A clash of confidence
The managers of Tipperary and Kilkenny have complete faith in the ability of their teams and won't be changing. That's what makes this final so fascinating
CAST your mind back a year. Traffic jams outside Nowlan Park as thousands of curious Kilkenny supporters pitched up to see for themselves how Henry Shefflin was moving.
Lads whose only medical experience was putting a sticking plaster on a cut finger were discussing -- in the most informed terms of course -- the intricacies of cruciate ligaments and how a damaged one would stand up to the demands of an All-Ireland final.
It was showtime in Kilkenny as the supporters prepared to celebrate the All-Ireland five-in-a-row. Meanwhile, across the border in Tipperary, all was relatively calm. They were facing their own pressures, topped by the possibility of losing a second successive All-Ireland final, but things were still set up nicely for them.
Even with Kilkenny at full strength Tipp had a 50-50 chance of winning (after all, it was only in the closing minutes that the 2009 final turned against them) and, given the doubts over Shefflin, plus the absence of Brian Hogan, the pendulum had swung quietly in their direction.
For reasons more related to money than logic, Kilkenny were short odds-on favourites; this year it's Tipperary's turn to occupy the fancied bay and, again, it's based on figures rather than facts.
Kilkenny will enjoy what's happening. With the exception of the doubt over Colin Fennelly, they are playing with a stronger hand this time. Fennelly has progressed well this summer but if he's not fully fit, there are quite a few alternatives, including a certain Eddie Brennan who just happens to have won seven All-Ireland senior medals.
Kilkenny will also be happy that Tipperary are favourites. This is territory Kilkenny haven't experienced since the 2006 All-Ireland final where, of course, they shredded the odds and beat Cork.
Tipperary are in new surrounds too, not just as favourites but also as the group who can do something that none of their fellow county men have done for 45 years by holding on to Liam MacCarthy for a second successive year.
It won't feature in their thoughts -- not consciously anyway -- but their supporters are already winding up for what they believe will be a special occasion.
Stopping Kilkenny winning the five-in-a-row was sweet, but to win the double at the Cats' expense would leave Tipperary in celebration mode for the entire winter.
It's unusual for a team to be defending the All-Ireland title with new management but, so far at least, all has gone to plan for Declan Ryan as manager and Tommy Dunne as coach.
Having said that, they have won all their championship games from the front and were never really under any pressure on the home stretch. That's most unlikely to happen tomorrow week. People love to surmise about the tactical approach teams will take but, in this case, I wouldn't expect anything very radical. Both Kilkenny and Tipperary believe totally in their own ability and will be trying to impose that on the opposition in a positive way.

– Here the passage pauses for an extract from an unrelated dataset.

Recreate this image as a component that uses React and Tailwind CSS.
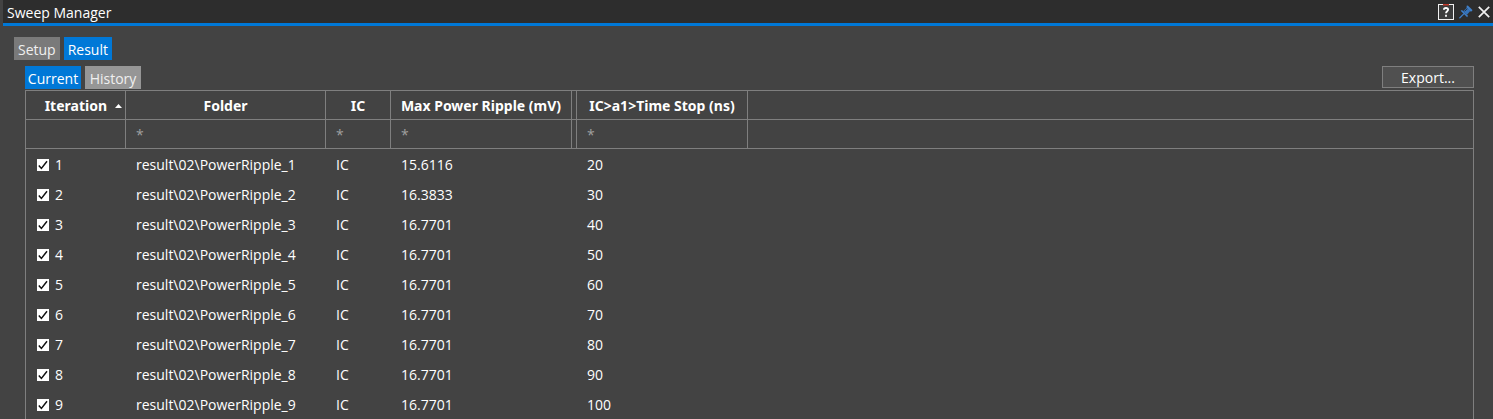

For instance, I reckon there's as much chance of Brian Cody singing the 'Rose of Mooncoin' on 'Up for the Match' next Saturday night as there is of him playing an extra defender to cope with the Tipperary attack. However, Kilkenny will attempt to close down space by dropping all the lines back. Nothing new there, they often do it and very effectively too.
They do it quite subtlety, with the half-backs squeezing in front of the full-backs, midfield and half-forward dropping back to fill space, leaving more room up front when they attack. Tipperary are good at that too.
The final week before an All-Ireland final is all about fine-tuning and, in Kilkenny's case, is very much second nature.
It's nothing new to Tipperary at this stage either. Still, it doesn't matter how often players have experienced it, there's still an awful lot of nervous energy around and those who harness it best are usually the ones who deliver on the big day.
There's an extra edge to this final as it's regarded as the defining clash between the teams, a hurling version of the third meeting between Muhammad Ali and Joe Frazier. This game has generated interest way beyond the GAA. Indeed, it will be interesting to see what the RTE viewing figures are but I'd suggest they will beat anything we've seen for a long time. What's more, I have no doubt the game will live up to the huge expectations attached to it. Bring it on.